# Background Join — unifying cold-join and resync into one assemble-then-switch process

Status: SPEC (agreed 2026-06-02). Supersedes the in-place `_abandonAndResync` / `seedToNow` /
Phase-1-freeze / Phase-2-coast machinery for the synced-tick path.

## 1. The core mental model

> Cold join does not exist. It is just resync.

A node opens the page and immediately starts running **its own** simulation — founds its own frame
at age 0, goes live, ticks. It makes **no** assumptions that other peers or more-senior frames
exist. Soon it exchanges messages with peers and learns a game is already going on.

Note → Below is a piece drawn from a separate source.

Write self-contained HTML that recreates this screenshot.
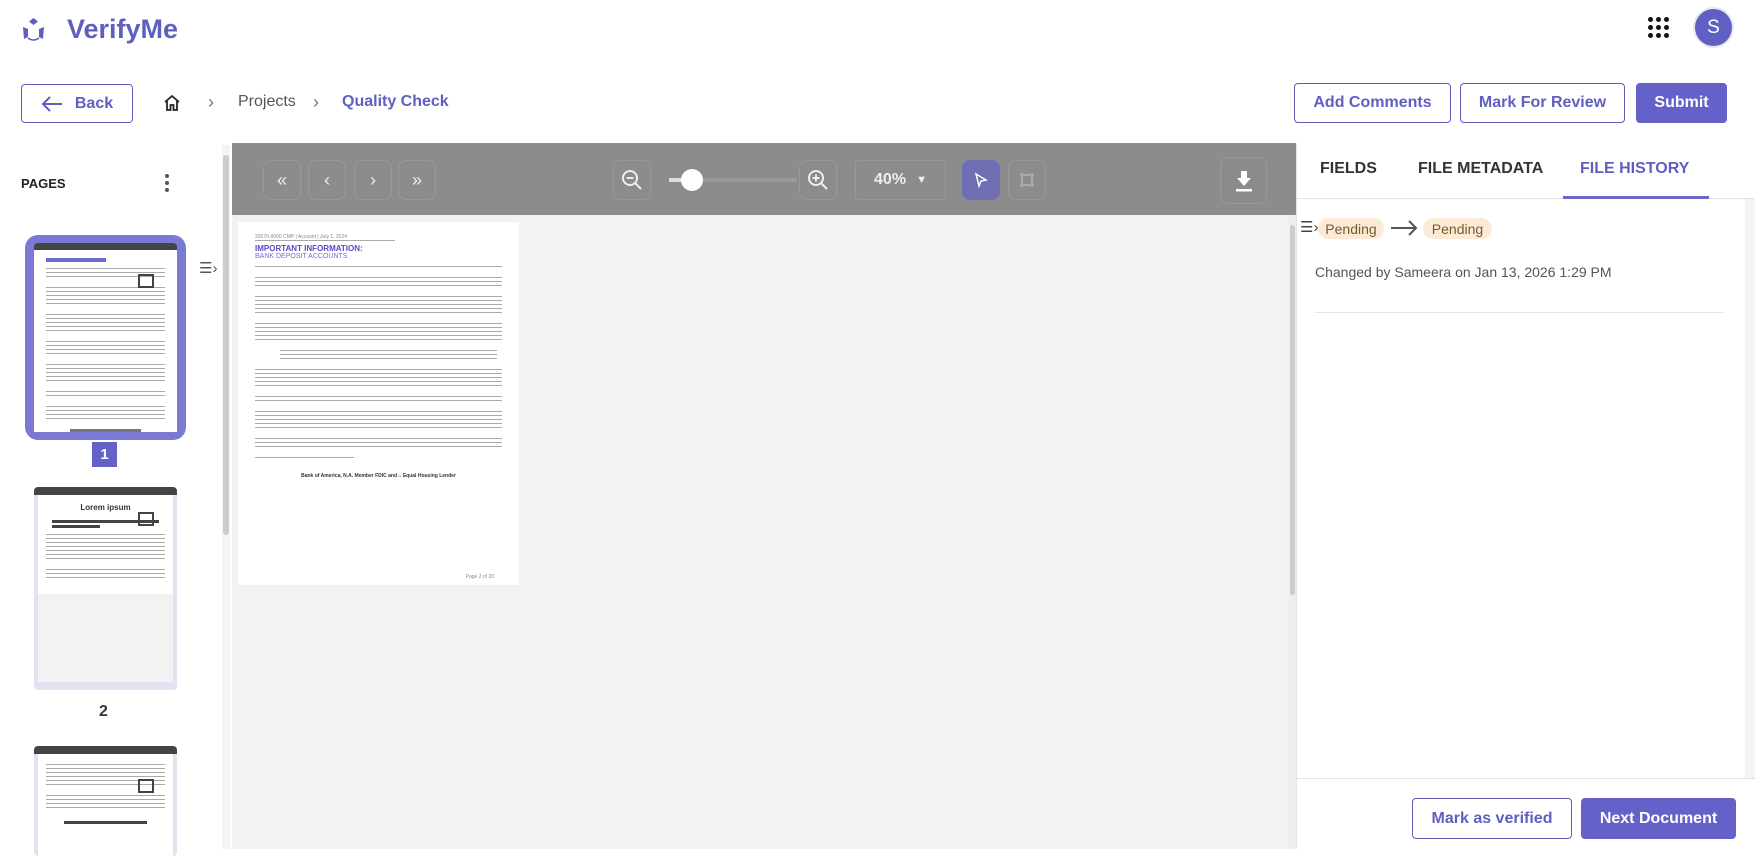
<!DOCTYPE html>
<html><head><meta charset="utf-8"><style>
*{box-sizing:border-box;margin:0;padding:0}
body{width:1755px;height:849px;overflow:hidden;background:#fff;font-family:"Liberation Sans",Arial,sans-serif;position:relative;color:#333}
.a{position:absolute}
.btn{position:absolute;border:1px solid #5f5fb8;border-radius:4px;color:#5f5fc0;font-weight:bold;font-size:16px;display:flex;align-items:center;justify-content:center;background:#fff}
.fill{background:#6462c8;color:#fff;border-color:#6462c8}
.tb{position:absolute;top:160px;width:38px;height:40px;border:1px solid #999;border-radius:8px;display:flex;align-items:center;justify-content:center;color:#eee;font-size:18px}
.line{height:2px;background:#ccc;margin:3px 0}
.tab{position:absolute;top:160px;font-size:16px;font-weight:bold;color:#333}
.tx{background:repeating-linear-gradient(#aaa 0 1px,transparent 1px 4px);margin-bottom:7px}
</style></head><body>
<!-- header -->
<svg class="a" style="left:21px;top:17px" width="25" height="25" viewBox="0 0 25 25"><path d="M12.5 1 L17 4.5 L12.5 8 L8 4.5Z" fill="#5f5fc0"/><path d="M2 10 L7 12 L7 20 L3 22 Z" fill="#5f5fc0"/><path d="M23 10 L18 12 L18 20 L22 22 Z" fill="#5f5fc0"/><path d="M7 21 Q12.5 25 18 21" stroke="#5f5fc0" stroke-width="1.5" fill="none"/></svg>
<div class="a" style="left:67px;top:14px;font-size:27px;font-weight:bold;color:#5f5fc0">VerifyMe</div>
<div class="a" style="left:1648px;top:17px;width:24px;height:24px;display:grid;grid-template-columns:repeat(3,8px);grid-template-rows:repeat(3,8px)">
<i style="width:5px;height:5px;background:#111;border-radius:50%"></i><i style="width:5px;height:5px;background:#111;border-radius:50%"></i><i style="width:5px;height:5px;background:#111;border-radius:50%"></i><i style="width:5px;height:5px;background:#111;border-radius:50%"></i><i style="width:5px;height:5px;background:#111;border-radius:50%"></i><i style="width:5px;height:5px;background:#111;border-radius:50%"></i><i style="width:5px;height:5px;background:#111;border-radius:50%"></i><i style="width:5px;height:5px;background:#111;border-radius:50%"></i><i style="width:5px;height:5px;background:#111;border-radius:50%"></i></div>
<div class="a" style="left:1695px;top:9px;width:37px;height:37px;border-radius:50%;background:#5f5fc4;color:#fff;font-size:19px;display:flex;align-items:center;justify-content:center;box-shadow:0 0 0 2px #e8e8f4">S</div>

<div class="btn" style="left:21px;top:84px;width:112px;height:39px"><svg width="22" height="16" viewBox="0 0 22 16" style="margin-right:12px"><path d="M21 8H2M9 1L2 8l7 7" stroke="#5f5fc0" stroke-width="2" fill="none"/></svg>Back</div>
<svg class="a" style="left:162px;top:93px" width="20" height="20" viewBox="0 0 20 20"><path d="M3 9 L10 3 L17 9 M5 8 V17 H8.5 V12 H11.5 V17 H15 V8" stroke="#222" stroke-width="1.8" fill="none"/></svg>
<div class="a" style="left:208px;top:92px;font-size:18px;color:#777">›</div>
<div class="a" style="left:238px;top:93px;font-size:16px;color:#555">Projects</div>
<div class="a" style="left:313px;top:92px;font-size:18px;color:#777">›</div>
<div class="a" style="left:342px;top:93px;font-size:16px;color:#5f5fc0;font-weight:bold">Quality Check</div>
<div class="btn" style="left:1294px;top:83px;width:157px;height:40px">Add Comments</div>
<div class="btn" style="left:1460px;top:83px;width:165px;height:40px">Mark For Review</div>
<div class="btn fill" style="left:1636px;top:83px;width:91px;height:40px">Submit</div>

<!-- left panel -->
<div class="a" style="left:21px;top:176px;font-size:13px;font-weight:bold;color:#222">PAGES</div>
<div class="a" style="left:165px;top:174px;width:4px;font-size:0">
<i style="display:block;width:4px;height:4px;border-radius:50%;background:#555;margin-bottom:3px"></i><i style="display:block;width:4px;height:4px;border-radius:50%;background:#555;margin-bottom:3px"></i><i style="display:block;width:4px;height:4px;border-radius:50%;background:#555"></i></div>
<div class="a" style="left:222px;top:145px;width:8px;height:704px;background:#f4f4f4"></div>
<div class="a" style="left:223px;top:155px;width:6px;height:380px;background:#ccc;border-radius:3px"></div>
<div class="a" style="left:199px;top:259px;font-size:15px;color:#555">☰›</div>

<div class="a" style="left:25px;top:235px;width:161px;height:205px;background:#7a79d4;border-radius:13px"></div>
<div class="a" style="left:34px;top:243px;width:143px;height:189px;background:#fff;border-top:7px solid #444;border-radius:4px 4px 0 0;padding:8px 12px">
<div style="height:4px;background:#6b6bd0;width:50%;margin-bottom:6px"></div>
<div class="tx" style="height:12px"></div><div class="tx" style="height:20px"></div><div class="tx" style="height:20px"></div><div class="tx" style="height:16px"></div><div class="tx" style="height:20px"></div><div class="tx" style="height:8px"></div><div class="tx" style="height:16px"></div>
<div style="height:3px;background:#777;width:60%;margin:6px auto"></div>
<div style="position:absolute;left:104px;top:24px;width:16px;height:14px;border:2px solid #444"></div></div>
<div class="a" style="left:92px;top:442px;width:25px;height:25px;background:#6462c8;color:#fff;font-weight:bold;font-size:15px;display:flex;align-items:center;justify-content:center">1</div>

<div class="a" style="left:34px;top:487px;width:143px;height:203px;background:#e2e2f2;border-radius:4px;border-top:8px solid #444;padding:0 4px 4px"><div style="background:#fff;height:99px;padding:8px;text-align:center;font-size:8px;font-weight:bold">Lorem ipsum<div style="height:3px;background:#444;margin:8px 6px 2px"></div><div style="height:3px;background:#444;width:40%;margin:0 6px 6px"></div><div class="tx" style="height:28px"></div><div class="tx" style="height:12px"></div></div><div style="background:#f2f2f2;height:88px"></div>
<div style="position:absolute;left:104px;top:17px;width:16px;height:14px;border:2px solid #444"></div></div>
<div class="a" style="left:99px;top:703px;font-size:16px;font-weight:bold">2</div>
<div class="a" style="left:34px;top:746px;width:143px;height:110px;background:#e2e2f2;border-radius:4px;border-top:8px solid #444;padding:0 4px"><div style="background:#fff;height:110px;padding:10px 8px"><div class="tx" style="height:24px"></div><div class="tx" style="height:16px"></div><div style="height:3px;background:#444;width:70%;margin:10px auto"></div></div>
<div style="position:absolute;left:104px;top:25px;width:16px;height:14px;border:2px solid #444"></div></div>

<!-- viewer -->
<div class="a" style="left:232px;top:143px;width:1064px;height:706px;background:#f2f2f2"></div>
<div class="a" style="left:232px;top:143px;width:1064px;height:72px;background:#8c8c8c"></div>
<div class="tb" style="left:263px">«</div><div class="tb" style="left:308px">‹</div><div class="tb" style="left:354px">›</div><div class="tb" style="left:398px">»</div>
<div class="tb" style="left:613px"><svg width="22" height="22" viewBox="0 0 22 22"><circle cx="9" cy="9" r="7" stroke="#eee" stroke-width="2" fill="none"/><path d="M5.5 9h7M14 14l6 6" stroke="#eee" stroke-width="2"/></svg></div>
<div class="a" style="left:669px;top:178px;width:128px;height:4px;background:#9a9a9a;border-radius:2px"></div>
<div class="a" style="left:669px;top:178px;width:23px;height:4px;background:#ddd"></div>
<div class="a" style="left:681px;top:169px;width:22px;height:22px;border-radius:50%;background:#fff"></div>
<div class="tb" style="left:799px"><svg width="22" height="22" viewBox="0 0 22 22"><circle cx="9" cy="9" r="7" stroke="#eee" stroke-width="2" fill="none"/><path d="M5.5 9h7M9 5.5v7M14 14l6 6" stroke="#eee" stroke-width="2"/></svg></div>
<div class="tb" style="left:855px;width:91px;font-size:16px;font-weight:bold;border-radius:4px">40% <span style="font-size:11px;margin-left:10px">▼</span></div>
<div class="tb" style="left:962px;background:#6f6db4;border-color:#6f6db4"><svg width="16" height="16" viewBox="0 0 16 16"><path d="M3 2 L13 8 L8 9 L6 14Z" stroke="#fff" stroke-width="1.5" fill="none"/></svg></div>
<div class="tb" style="left:1008px"><svg width="16" height="16" viewBox="0 0 16 16"><rect x="3" y="3" width="10" height="10" stroke="#ccc" fill="none"/><circle cx="3" cy="3" r="2" fill="#aaa"/><circle cx="13" cy="3" r="2" fill="#aaa"/><circle cx="3" cy="13" r="2" fill="#aaa"/><circle cx="13" cy="13" r="2" fill="#aaa"/></svg></div>
<div class="tb" style="left:1220px;top:157px;width:47px;height:47px"><svg width="20" height="22" viewBox="0 0 20 22"><path d="M7 1h6v7h4l-7 8-7-8h4z" fill="#fff"/><rect x="2" y="19" width="16" height="2.5" fill="#fff"/></svg></div>

<div class="a" style="left:238px;top:222px;width:281px;height:363px;background:#fff;padding:12px 17px;font-size:5px;color:#888">
<div style="border-bottom:1px solid #aaa;width:140px;margin-bottom:3px">33570-9000 CMP | Account | July 1, 2024</div>
<div style="color:#5a48c8;font-size:8px;font-weight:bold">IMPORTANT INFORMATION:</div>
<div style="color:#7a6ad0;font-size:7px;margin-bottom:6px">BANK DEPOSIT ACCOUNTS</div>
<div class="tx" style="height:4px"></div>
<div class="tx" style="height:12px"></div>
<div class="tx" style="height:20px"></div>
<div class="tx" style="height:20px"></div>
<div class="tx" style="height:12px;margin-left:10%;width:88%"></div>
<div class="tx" style="height:20px"></div>
<div class="tx" style="height:8px"></div>
<div class="tx" style="height:20px"></div>
<div class="tx" style="height:12px"></div>
<div class="tx" style="height:4px;width:40%"></div>
<div style="text-align:center;margin-top:12px;font-weight:bold;color:#333">Bank of America, N.A. Member FDIC and ⌂ Equal Housing Lender</div>
<div style="position:absolute;right:25px;bottom:5px">Page 2 of 20</div>
</div>
<div class="a" style="left:1289px;top:215px;width:7px;height:634px;background:#eee"></div>
<div class="a" style="left:1290px;top:225px;width:5px;height:370px;background:#ccc;border-radius:3px"></div>

<!-- right panel -->
<div class="a" style="left:1296px;top:143px;width:459px;height:706px;background:#fff;border-left:1px solid #e5e5e5"></div>
<div class="tab" style="left:1320px">FIELDS</div>
<div class="tab" style="left:1418px">FILE METADATA</div>
<div class="tab" style="left:1580px;color:#5f5fc0">FILE HISTORY</div>
<div class="a" style="left:1296px;top:198px;width:459px;height:1px;background:#e3e3e3"></div>
<div class="a" style="left:1563px;top:196px;width:146px;height:3px;background:#6a68c8"></div>
<div class="a" style="left:1745px;top:199px;width:10px;height:579px;background:#f3f3f3"></div>
<div class="a" style="left:1300px;top:218px;font-size:15px;color:#444">☰›</div>
<div class="a" style="left:1318px;top:218px;width:66px;height:21px;border-radius:11px;background:#fbebd6;color:#7a5a2c;font-size:14px;display:flex;align-items:center;justify-content:center">Pending</div>
<svg class="a" style="left:1390px;top:220px" width="28" height="16" viewBox="0 0 28 16"><path d="M1 8H26M19 1l7 7-7 7" stroke="#555" stroke-width="2" fill="none"/></svg>
<div class="a" style="left:1423px;top:218px;width:69px;height:21px;border-radius:11px;background:#fbebd6;color:#7a5a2c;font-size:14px;display:flex;align-items:center;justify-content:center">Pending</div>
<div class="a" style="left:1315px;top:264px;font-size:14px;color:#555">Changed by Sameera on Jan 13, 2026 1:29 PM</div>
<div class="a" style="left:1315px;top:312px;width:408px;height:1px;background:#e3e3e3"></div>
<div class="a" style="left:1296px;top:778px;width:459px;height:1px;background:#e3e3e3"></div>
<div class="btn" style="left:1412px;top:798px;width:160px;height:41px">Mark as verified</div>
<div class="btn fill" style="left:1581px;top:798px;width:155px;height:41px">Next Document</div>
</body></html>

When a node A learns of a more-senior frame B (via attendance/assert), **nothing about A's live
simulation changes**. A keeps its own clock, its own tick, its own state, and keeps broadcasting on
its own frame exactly as before. The *only* new thing: A opens a **background** effort to assemble
B's frame.

That background effort gathers, **separately from A's live state**:

1. a **second clock** (its own `SyncedPeerClock`) syncing onto B's frame, and
2. B's **state snapshot** (requested point-to-point from the peer A learned B from), and
3. from the moment the join opens, a **buffer of inbound messages** (inputs etc.) stamped for B's
   frame, so none are lost between snapshot capture and the switch.

The switch to B happens in **one instant**, only once BOTH (1) the second clock has *settled*
(`isStable()`) AND (2) the snapshot has arrived. At that instant A atomically replaces its clock,
epoch, authority, state, and decoders with the assembled B frame and catches its sim up to B's
present. Because the second clock is already settled, there is **no post-switch convergence period
and therefore no freeze** — the thing that all the old seed/coast/clamp complexity existed to mask.

If A can never gather what it needs (B's peer goes unreachable, request lost too many times), A
**never switches** and simply stays on its own frame. Nothing was torn down, so there is nothing to
recover.

## 2. The PendingJoin state machine

A node holds at most one `PendingJoin` at a time.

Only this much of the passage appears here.